In an interview with The Huffington Post UK, the left-wing commentator called Corbyn an “accidental leader” who was propelled into his role by forces greater than himself.

Corbyn is “not tub-thumping or rhetorical brilliant” and claims that his leadership is ineffective may be true, Younge said.

The Guardian
Younge said Corbyn is an 'accidental leader'.

But he said he would have voted Corbyn in both leadership contests if he was a Labour Party member, because “something had to happen, and this is that something”.

Speaking to HuffPost UK before Corbyn won the leadership election with 61.8% of the vote on Saturday, Younge said such a victory would signify it was “time for everybody - I mean everybody, him too - to take a breath, and to take stock of a couple of things”.

“First of all, they can’t keep doing this to themselves, so there has to be some accommodation, and that accommodation isn’t going to just be about him.”

“The parliamentary party has to reckon with why this unlikely man that they say is so terrible keeps winning. If he’s so terrible, why does he keep beating you?

“And he has to reckon with the resistance that he’s facing, not just in the parliamentary party, but how he builds the kind of coalition nationally that could really take on the Conservatives.”

Younge who has written that Labour is “heading into the abyss” and has been “obsessed” with removing Corbyn, said both the leader and his party need to “reckon” with what his victory means.

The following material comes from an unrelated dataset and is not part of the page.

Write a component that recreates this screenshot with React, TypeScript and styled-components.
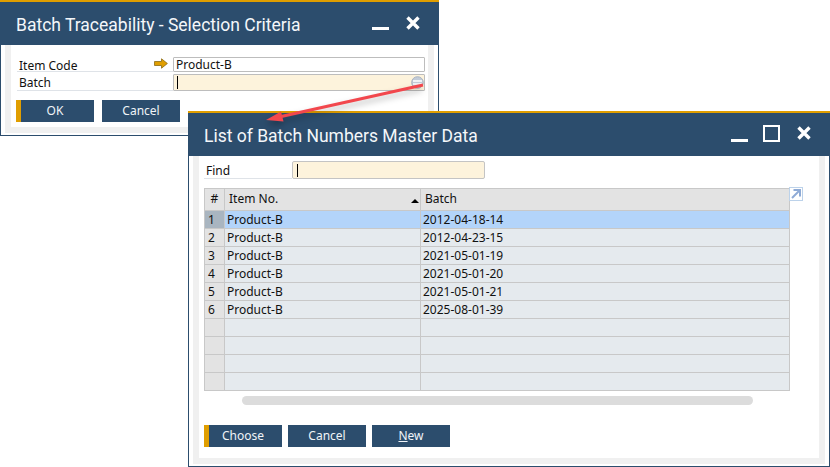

“I find Corbyn himself an accidental leader,” claimed Younge. “He’s kind of been washed up by these historical currents, much like like Bernie Sanders, Podemos or Syriza. It’s fallen on his quite slender shoulders to be the standard-bearer in this moment.”

Danny Lawson/PA Wire
Despite criticising Corbyn Younge says he would have backed him if he was a Labour member.

“He’s probably the least charismatic leader of the left. If you think of Tony Benn, or Livingstone in a previous moment, or any of those types, Corbyn’s kind of a sandally, methodist, beardy... just not tub-thumping, not particularly rhetorical brilliant.”

He said Corbyn was not a natural leader of the new movement within Labour: “If you were to cast around and think, ‘Who will we have to lead an insurrection?’ You probably wouldn’t come up with this most unassertive guy.”

He said Corbyn needed to “do something” with the large shows of support the leader receives at rallies: “I’ve been to his meetings, he has a thousand people in Brighton, a thousand people in Chelmsford. I would like to see him do something with those people.

“It’s a big meeting, that’s fine, pass round the brownies and we can all have a good time. [But] I would like to see if he has a different vision for labour, I would like to see it in action. 

“I think a lot of the charges about him being ineffective at a leader might be true - I don’t know, I’m not there. In order to give him the chance, then he has to stop taking fire from his own side.

“But it’s painful, and it’s painful because to the central question of [whether he can] win an election - I don’t know. Maybe not. But I think for Britain to have a different conversation about itself, something had to happen, and this is that something.”

Younge, who was the Guardian’s US correspondent and returned to the UK in 2015, picked out transport services as something that was “going wrong” in the UK.

“You get on a train, they are crap and they are crowded. I was just in Stevenage, the bus service is terrible. It’s not like there isn’t something wrong or something going on.

Matt Crossick/Matt Crossick
Corbyn won the leadership election with 61.8% of the vote.

Younge does not believe the Labour Party has to break apart over its differences, reasoning: “[Corbyn] stayed in the party for a long time when it was going in the other direction, and I think if it splits it won’t do either side much good.

“I think there are a range of things that they can work on together, and still keep all of their other disagreements. You don’t have to dwell on Trident. You don’t have to do that. You can instead dwell on grammar schools, there are a few basic things that they all agree on.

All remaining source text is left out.